19 January 2007

what about broadcasting?


The "computer club" once was one of the oldest and yet most loveable programmes on public television for twenty years, with Wolfgang Back and Wolfgang Rudolph, two lovely nerdy guys that explained the shiny new world of computers and communication. After their show was cancelled in 2003, the were "reborn" not so long ago as a podcast.
But they do not perceive their podcast as such, but as a radio show being available on the internet. So they contacted their media regulation bureau in order to get a license, but did not get one as the bureau said "being a weekly show available upon request, you do not require a license" which made them wonder about the concept of "broadcasting" as such.

10 January 2007

Convergence gone wrong: Apple presents the I-phone

(Photo courtesy of Apple Inc.)
Out of pure excitement, I have to write about the iPhone. Surely you'll have noticed by now, new is out after the keynote at the macworld.
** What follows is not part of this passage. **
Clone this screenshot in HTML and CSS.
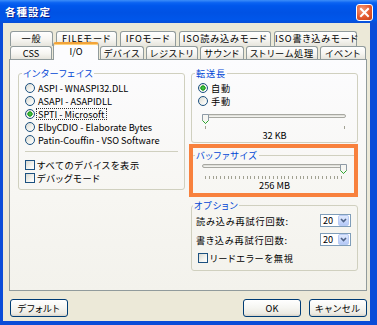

Besides all the other news and products like the Apple TV which surely has improved over its last presentation and the collaboration with Paramount for additional movies besides the ones from Disney, clearly the iPhone stole the show. Not unexpected for most, of course, but Apple clearly "overdelivered". The idea of the design, a big screen, was available on the web somehwere a couple of months back, but realized as a folding mechanism over the screen. With the tochscreen solution, usability surely improves.
But already there a some doubts about the concept: A Cnet journalist claims the touchscreen could quickly get covered in fingerprints, or worse, the display might break, rendering the phone unusable. While I can see the fingerprints as a possible problem, the latter is something that can just happen to everything. And with a developing time of over 2,5 years, I am sure Apple did some tests about long-term durability and ruggedness - of course it looks fragile, but is it?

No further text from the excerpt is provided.